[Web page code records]
___
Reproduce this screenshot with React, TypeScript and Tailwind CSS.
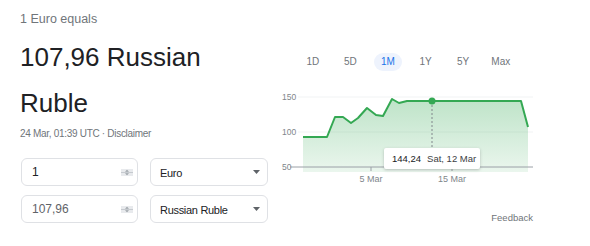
const points: [number, number][] = [
  [23, 52],
  [47, 52],
  [55, 32],
  [63, 32],
  [71, 38],
  [78, 33],
  [87, 23],
  [96, 30],
  [103, 31],
  [112, 14],
  [119, 18],
  [127, 16],
  [152, 16],
  [241, 16],
  [248, 42],
]

const tabs = ['1D', '5D', '1M', '1Y', '5Y', 'Max']

function Stepper() {
  return (
    <svg width="12" height="7" viewBox="0 0 12 7" className="shrink-0">
      <rect x="0" y="0" width="12" height="7" fill="#e8eaed" />
      <path d="M6 0.8 L8 2.8 H4 Z" fill="#9aa0a6" />
      <path d="M6 6.2 L8 4.2 H4 Z" fill="#9aa0a6" />
      <line x1="0" y1="3.5" x2="12" y2="3.5" stroke="#bdc1c6" strokeWidth="0.8" />
    </svg>
  )
}

function AmountInput({ value, dark }: { value: string; dark?: boolean }) {
  return (
    <div className="flex items-center w-[117px] h-[28px] border border-[#dfe1e5] rounded-[6px] pl-[10px] pr-[4px]">
      <span
        className={`flex-1 text-[12px] leading-none ${dark ? 'text-[#202124]' : 'text-[#5f6368]'}`}
      >
        {value}
      </span>
      <Stepper />
    </div>
  )
}

function CurrencySelect({ label }: { label: string }) {
  return (
    <div className="flex items-center w-[118px] h-[28px] border border-[#dfe1e5] rounded-[6px] pl-[9px] pr-[7px]">
      <span className="flex-1 text-[11px] tracking-[-0.3px] leading-none text-[#202124] pt-[3px]">
        {label}
      </span>
      <svg width="7" height="4" viewBox="0 0 7 4">
        <path d="M0 0 H7 L3.5 4 Z" fill="#5f6368" />
      </svg>
    </div>
  )
}

function Chart() {
  const line = points.map(([x, y]) => `${x},${y}`).join(' ')
  const area = `${line} 248,87 23,87`
  return (
    <div className="relative w-[256px] h-[105px]">
      <svg width="256" height="105" viewBox="0 0 256 105">
        <defs>
          <linearGradient id="fill" x1="0" y1="0" x2="0" y2="1">
            <stop offset="0%" stopColor="#34a853" stopOpacity="0.32" />
            <stop offset="100%" stopColor="#34a853" stopOpacity="0.1" />
          </linearGradient>
        </defs>
        <line x1="18" y1="12" x2="253" y2="12" stroke="#f1f3f4" strokeWidth="1" />
        <line x1="18" y1="47" x2="253" y2="47" stroke="#f1f3f4" strokeWidth="1" />
        <polygon points={area} fill="url(#fill)" />
        <line x1="10" y1="82" x2="253" y2="82" stroke="#9aa0a6" strokeWidth="1" />
        <line x1="91" y1="82" x2="91" y2="86" stroke="#9aa0a6" strokeWidth="1" />
        <line x1="172" y1="82" x2="172" y2="86" stroke="#9aa0a6" strokeWidth="1" />
        <line
          x1="152"
          y1="16"
          x2="152"
          y2="64"
          stroke="#80868b"
          strokeWidth="1"
          strokeDasharray="2 2"
        />
        <polyline
          points={line}
          fill="none"
          stroke="#34a853"
          strokeWidth="2"
          strokeLinejoin="round"
        />
        <circle cx="152" cy="16" r="3.5" fill="#34a853" />
        <g fontFamily="Arial, 'Liberation Sans', sans-serif" fontSize="8.5" fill="#80868b">
          <text x="2" y="15">150</text>
          <text x="2" y="50">100</text>
          <text x="2" y="85">50</text>
        </g>
        <g fontFamily="Arial, 'Liberation Sans', sans-serif" fontSize="9" fill="#80868b">
          <text x="91" y="97" textAnchor="middle">
            5 Mar
          </text>
          <text x="172" y="97" textAnchor="middle">
            15 Mar
          </text>
        </g>
      </svg>
      <div className="absolute left-[104px] top-[63px] w-[96px] h-[21px] bg-white rounded-[2px] shadow-[0_1px_3px_rgba(60,64,67,0.3)] flex items-center pl-[8px] text-[9.5px] leading-none whitespace-nowrap">
        <span className="text-[#202124] font-medium">144,24</span>
        <span className="ml-[6px] text-[#3c4043]">Sat, 12 Mar</span>
      </div>
    </div>
  )
}

export default function App() {
  return (
    <div className="w-[590px] h-[246px] bg-white flex font-['Arial','Liberation_Sans',sans-serif]">
      <div className="w-[280px] pl-[20px] pt-[9px]">
        <div className="text-[12.5px] leading-[20px] text-[#70757a]">1 Euro equals</div>
        <div className="mt-[5px] text-[26px] leading-[46px] text-[#202124]">
          107,96 Russian
          <br />
          Ruble
        </div>
        <div className="text-[10px] tracking-[-0.3px] leading-[16px] text-[#70757a]">
          24 Mar, 01:39 UTC · Disclaimer
        </div>
        <div className="mt-[16px] ml-[1px] flex flex-col gap-[9px]">
          <div className="flex gap-[12px]">
            <AmountInput value="1" dark />
            <CurrencySelect label="Euro" />
          </div>
          <div className="flex gap-[12px]">
            <AmountInput value="107,96" />
            <CurrencySelect label="Russian Ruble" />
          </div>
        </div>
      </div>
      <div className="w-[256px] pt-[53px] flex flex-col">
        <div className="flex pl-[14px] h-[18px]">
          {tabs.map((t) => (
            <div key={t} className="w-[37.6px] flex justify-center items-center">
              <span
                className={
                  t === '1M'
                    ? 'h-[18px] px-[7px] rounded-full bg-[#eef3fd] text-[#1a73e8] text-[10px] leading-[18px]'
                    : 'text-[10px] leading-[18px] text-[#70757a]'
                }
              >
                {t}
              </span>
            </div>
          ))}
        </div>
        <div className="mt-[14px]">
          <Chart />
        </div>
        <div className="mt-[20px] pr-[3px] text-right text-[9.5px] leading-[16px] text-[#70757a]">
          Feedback
        </div>
      </div>
    </div>
  )
}
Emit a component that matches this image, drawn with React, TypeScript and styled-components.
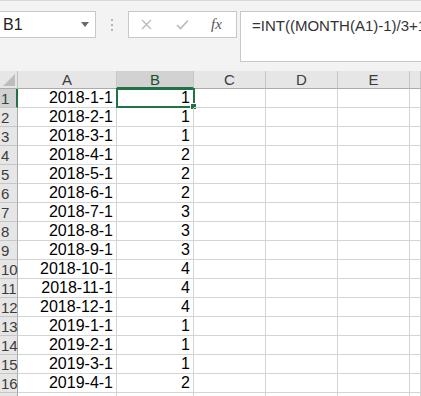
import React from 'react';
import styled, { createGlobalStyle } from 'styled-components';

const GlobalStyle = createGlobalStyle`
  html, body {
    margin: 0;
    padding: 0;
    background: #ffffff;
    overflow: hidden;
  }
  body {
    font-family: "Liberation Sans", Arial, sans-serif;
  }
`;

const green = '#217346';

const Page = styled.div`
  width: 421px;
  height: 396px;
  overflow: hidden;
  background: #ffffff;
`;

// formula bar area
const Toolbar = styled.div`
  height: 71px;
  box-sizing: border-box;
  padding-top: 10px;
  background: #f3f3f3;
  border-top: 1px solid #d8d8d8;
  display: flex;
  align-items: flex-start;
`;

const NameBox = styled.div`
  width: 96px;
  height: 27px;
  box-sizing: border-box;
  background: #fff;
  border: 1px solid #c8c8c8;
  border-left: none;
  display: flex;
  align-items: center;
  justify-content: space-between;
  padding: 0 6px 0 3px;
  font-size: 16px;
  color: #222;
`;

const Arrow = styled.span`
  width: 0;
  height: 0;
  border-left: 4px solid transparent;
  border-right: 4px solid transparent;
  border-top: 5px solid #6a6a6a;
`;

const Grip = styled.div`
  width: 32px;
  height: 27px;
  display: flex;
  flex-direction: column;
  align-items: center;
  justify-content: center;
  gap: 3px;
`;

const Dot = styled.span`
  width: 2px;
  height: 2px;
  background: #b5b5b5;
`;

const Buttons = styled.div`
  width: 109px;
  height: 27px;
  box-sizing: border-box;
  background: #fff;
  border: 1px solid #c8c8c8;
  display: flex;
  align-items: center;
  padding-left: 12px;
`;

const IconSlot = styled.span<{ w: number }>`
  width: ${p => p.w}px;
  display: flex;
  align-items: center;
`;

const Fx = styled.span`
  font-family: "Liberation Serif", "Times New Roman", serif;
  font-style: italic;
  font-size: 15px;
  color: #555;
`;

const FormulaBox = styled.div`
  flex: 1;
  min-width: 0;
  margin-left: 3px;
  height: 51px;
  box-sizing: border-box;
  background: #fff;
  border: 1px solid #c8c8c8;
  border-right: none;
  padding: 5px 0 0 11px;
  font-size: 15px;
  color: #333;
  white-space: nowrap;
  overflow: hidden;
`;

// sheet
const Sheet = styled.div`
  display: grid;
  grid-template-columns: 18px 99px 77px 72px 72px 72px 1fr;
  grid-auto-rows: 19px;
  grid-template-rows: 18px;
`;

const Corner = styled.div`
  background: #e6e6e6;
  border-right: 1px solid #c0c0c0;
  border-bottom: 1px solid #ababab;
  box-sizing: border-box;
  display: flex;
  align-items: flex-end;
  justify-content: flex-end;
  padding: 0 2px 2px 0;
`;

const ColHead = styled.div<{ active?: boolean }>`
  box-sizing: border-box;
  background: ${p => (p.active ? '#d2d2d2' : '#e6e6e6')};
  border-right: 1px solid #c6c6c6;
  border-bottom: ${p => (p.active ? `2px solid ${green}` : '1px solid #ababab')};
  display: flex;
  align-items: center;
  justify-content: center;
  font-size: 15px;
  color: ${p => (p.active ? '#1f4e33' : '#3c3c3c')};
  padding-top: ${p => (p.active ? '1px' : '0')};
`;

const RowHead = styled.div<{ active?: boolean }>`
  box-sizing: border-box;
  background: ${p => (p.active ? '#d2d2d2' : '#e6e6e6')};
  border-right: ${p => (p.active ? `2px solid ${green}` : '1px solid #ababab')};
  border-bottom: 1px solid #c6c6c6;
  display: flex;
  align-items: center;
  padding-left: 1px;
  font-size: 15px;
  color: ${p => (p.active ? '#1f4e33' : '#3c3c3c')};
`;

const Cell = styled.div`
  position: relative;
  box-sizing: border-box;
  border-right: 1px solid #d4d4d4;
  border-bottom: 1px solid #d4d4d4;
  display: flex;
  align-items: center;
  justify-content: flex-end;
  padding-right: 3px;
  font-size: 16px;
  color: #000;
`;

const Selection = styled.div`
  position: absolute;
  left: -1px;
  top: -1px;
  right: -2px;
  bottom: -1px;
  border: 2px solid ${green};
  pointer-events: none;
`;

const Handle = styled.div`
  position: absolute;
  right: -4px;
  bottom: -4px;
  width: 5px;
  height: 5px;
  background: ${green};
  border: 1px solid #fff;
`;

const rows: [string, number][] = [
  ['2018-1-1', 1],
  ['2018-2-1', 1],
  ['2018-3-1', 1],
  ['2018-4-1', 2],
  ['2018-5-1', 2],
  ['2018-6-1', 2],
  ['2018-7-1', 3],
  ['2018-8-1', 3],
  ['2018-9-1', 3],
  ['2018-10-1', 4],
  ['2018-11-1', 4],
  ['2018-12-1', 4],
  ['2019-1-1', 1],
  ['2019-2-1', 1],
  ['2019-3-1', 1],
  ['2019-4-1', 2],
];

const columns = ['A', 'B', 'C', 'D', 'E', ''];

const App: React.FC = () => {
  return (
    <Page>
      <GlobalStyle />
      <Toolbar>
        <NameBox>
          B1
          <Arrow />
        </NameBox>
        <Grip>
          <Dot />
          <Dot />
          <Dot />
        </Grip>
        <Buttons>
          <IconSlot w={35}>
            <svg width="11" height="11" viewBox="0 0 11 11">
              <path d="M1 1L10 10M10 1L1 10" stroke="#b9b9b9" strokeWidth="1.3" fill="none" />
            </svg>
          </IconSlot>
          <IconSlot w={35}>
            <svg width="13" height="11" viewBox="0 0 13 11">
              <path d="M1 6L4.5 9.5L12 1.5" stroke="#b9b9b9" strokeWidth="1.6" fill="none" />
            </svg>
          </IconSlot>
          <IconSlot w={20}>
            <Fx>fx</Fx>
          </IconSlot>
        </Buttons>
        <FormulaBox>=INT((MONTH(A1)-1)/3+1)</FormulaBox>
      </Toolbar>
      <Sheet>
        <Corner>
          <svg width="12" height="12" viewBox="0 0 12 12">
            <path d="M12 0L12 12L0 12Z" fill="#bdbdbd" />
          </svg>
        </Corner>
        {columns.map(c => (
          <ColHead key={c || 'F'} active={c === 'B'}>
            {c}
          </ColHead>
        ))}
        {rows.map(([date, q], i) => (
          <React.Fragment key={date}>
            <RowHead active={i === 0}>{i + 1}</RowHead>
            <Cell>{date}</Cell>
            <Cell>
              {q}
              {i === 0 && (
                <Selection>
                  <Handle />
                </Selection>
              )}
            </Cell>
            <Cell />
            <Cell />
            <Cell />
            <Cell />
          </React.Fragment>
        ))}
        <RowHead />
        <Cell />
        <Cell />
        <Cell />
        <Cell />
        <Cell />
        <Cell />
      </Sheet>
    </Page>
  );
};

export default App;
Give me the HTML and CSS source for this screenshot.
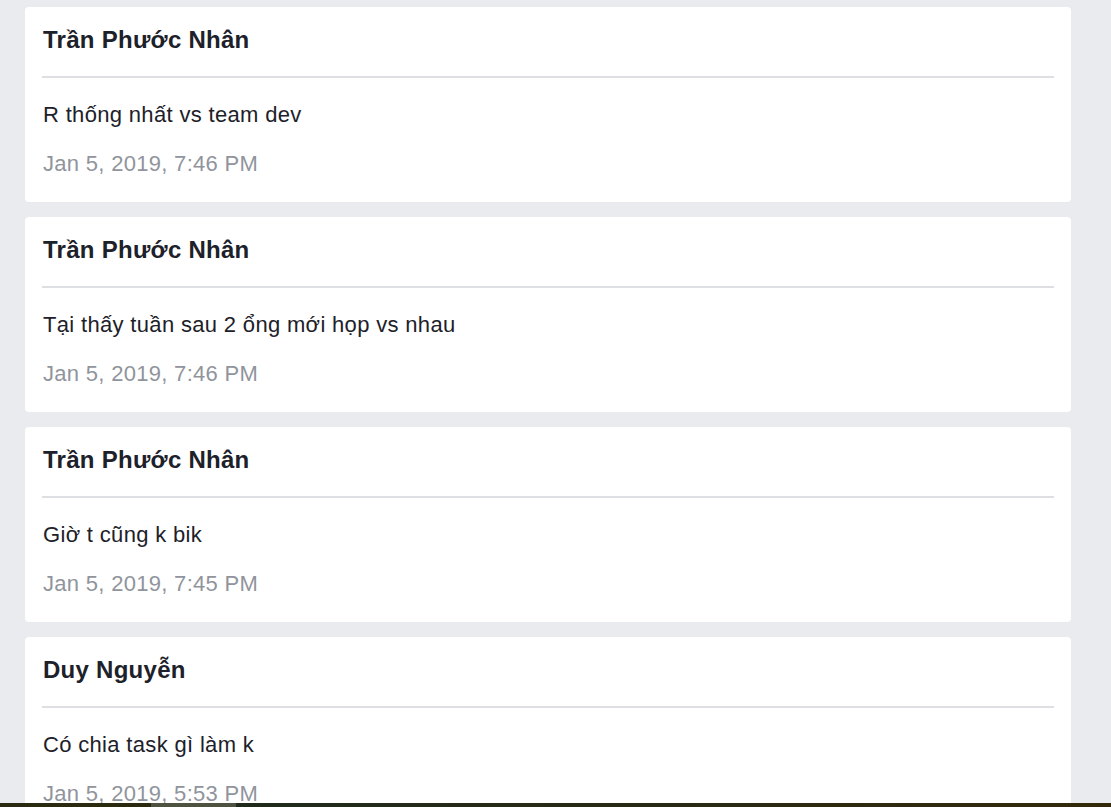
FILE: index.html
```html
<!DOCTYPE html>
<html lang="vi">
<head>
<meta charset="utf-8">
<link rel="stylesheet" href="styles.css">
</head>
<body>
<main class="feed">
  <article class="card">
    <h2 class="author">Trần Phước Nhân</h2>
    <p class="message">R thống nhất vs team dev</p>
    <p class="time">Jan 5, 2019, 7:46 PM</p>
  </article>
  <article class="card">
    <h2 class="author">Trần Phước Nhân</h2>
    <p class="message">Tại thấy tuần sau 2 ổng mới họp vs nhau</p>
    <p class="time">Jan 5, 2019, 7:46 PM</p>
  </article>
  <article class="card">
    <h2 class="author">Trần Phước Nhân</h2>
    <p class="message">Giờ t cũng k bik</p>
    <p class="time">Jan 5, 2019, 7:45 PM</p>
  </article>
  <article class="card">
    <h2 class="author">Duy Nguyễn</h2>
    <p class="message">Có chia task gì làm k</p>
    <p class="time">Jan 5, 2019, 5:53 PM</p>
  </article>
</main>
<div class="strip"><span class="seg seg-a"></span><span class="seg seg-b"></span><span class="seg seg-c"></span></div>
</body>
</html>
```

FILE: styles.css
```css
html, body {
  margin: 0;
  padding: 0;
  background: #e9ebee;
  font-family: "Liberation Sans", Arial, sans-serif;
  overflow: hidden;
  height: 807px;
}
.feed {
  display: flex;
  flex-direction: column;
  gap: 15px;
  padding: 7px 40px 0 25px;
}
.card {
  background: #fff;
  border-radius: 4px;
  padding: 0 17px;
  height: 195px;
  box-sizing: border-box;
  flex-shrink: 0;
}
.author {
  margin: 0;
  padding: 19px 1px 0;
  height: 50px;
  font-size: 24px;
  line-height: 28px;
  font-weight: bold;
  letter-spacing: 0.27px;
  color: #1d2129;
  border-bottom: 2px solid #dddfe2;
}
.message {
  margin: 0;
  padding: 23px 1px 0;
  font-size: 22px;
  line-height: 28px;
  letter-spacing: 0.33px;
  color: #1d2129;
}
.time {
  margin: 0;
  padding: 21px 1px 0;
  font-size: 22px;
  line-height: 28px;
  letter-spacing: 0.3px;
  color: #90949c;
}
.strip {
  position: fixed;
  left: 0;
  right: 0;
  bottom: 0;
  height: 4px;
  display: flex;
}
.seg-a { width: 151px; background: #2a2a10; }
.seg-b { width: 85px; background: #4d5340; }
.seg-c { flex: 1; background: linear-gradient(90deg, #1f2a1c, #33290a); }
```
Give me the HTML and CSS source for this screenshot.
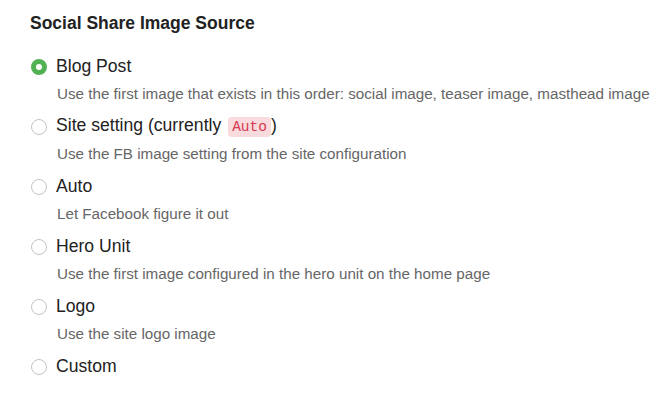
FILE: index.html
```html
<!DOCTYPE html>
<html>
<head>
<meta charset="utf-8">
<link rel="stylesheet" href="styles.css">
</head>
<body>
<div class="panel">
  <h3 class="title">Social Share Image Source</h3>
  <div class="options">
    <div class="option">
      <div class="row"><span class="radio checked"></span><span class="label">Blog Post</span></div>
      <div class="desc">Use the first image that exists in this order: social image, teaser image, masthead image</div>
    </div>
    <div class="option">
      <div class="row"><span class="radio"></span><span class="label">Site setting (currently <code class="code">Auto</code>)</span></div>
      <div class="desc">Use the FB image setting from the site configuration</div>
    </div>
    <div class="option">
      <div class="row"><span class="radio"></span><span class="label">Auto</span></div>
      <div class="desc">Let Facebook figure it out</div>
    </div>
    <div class="option">
      <div class="row"><span class="radio"></span><span class="label">Hero Unit</span></div>
      <div class="desc">Use the first image configured in the hero unit on the home page</div>
    </div>
    <div class="option">
      <div class="row"><span class="radio"></span><span class="label">Logo</span></div>
      <div class="desc">Use the site logo image</div>
    </div>
    <div class="option last">
      <div class="row"><span class="radio"></span><span class="label">Custom</span></div>
    </div>
  </div>
</div>
</body>
</html>
```
FILE: styles.css
```css
html, body { margin: 0; padding: 0; background: #fff; }
body { font-family: "Liberation Sans", Arial, sans-serif; color: #222; }
.panel { padding: 12px 0 0 30px; }
.title { margin: 0; font-size: 17.5px; font-weight: bold; line-height: 22px; color: #222; }
.options { margin-top: 20px; display: flex; flex-direction: column; }
.option { height: 60px; }
.option.last { height: 28px; }
.row { display: flex; align-items: center; height: 24px; }
.radio { width: 16px; height: 16px; box-sizing: border-box; border: 1px solid #c4c4c4; border-radius: 50%; margin: 1px 9px 0 1px; flex: none; background: #fff; }
.radio.checked { border: 5px solid #52b152; }
.label { font-size: 17.6px; color: #222; line-height: 24px; }
.code { font-family: "Liberation Mono", "Courier New", monospace; font-size: 14.5px; color: #d63852; background: #f9dadd; border-radius: 4px; padding: 2px 4px; margin-left: 2px; }
.desc { margin-left: 27px; margin-top: 6px; font-size: 15.2px; line-height: 20px; color: #666; }
```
___
Problem to solve: In the entries above, find the line that contains "const tabs = ['1D', '5D', '1M', '1Y', '5Y', 'Max']", then repeat exactly every line from the first one through that line, with no pictures.

Answer to this exercise:
Reproduce this screenshot with React, TypeScript and Tailwind CSS.
const points: [number, number][] = [
  [23, 52],
  [47, 52],
  [55, 32],
  [63, 32],
  [71, 38],
  [78, 33],
  [87, 23],
  [96, 30],
  [103, 31],
  [112, 14],
  [119, 18],
  [127, 16],
  [152, 16],
  [241, 16],
  [248, 42],
]

const tabs = ['1D', '5D', '1M', '1Y', '5Y', 'Max']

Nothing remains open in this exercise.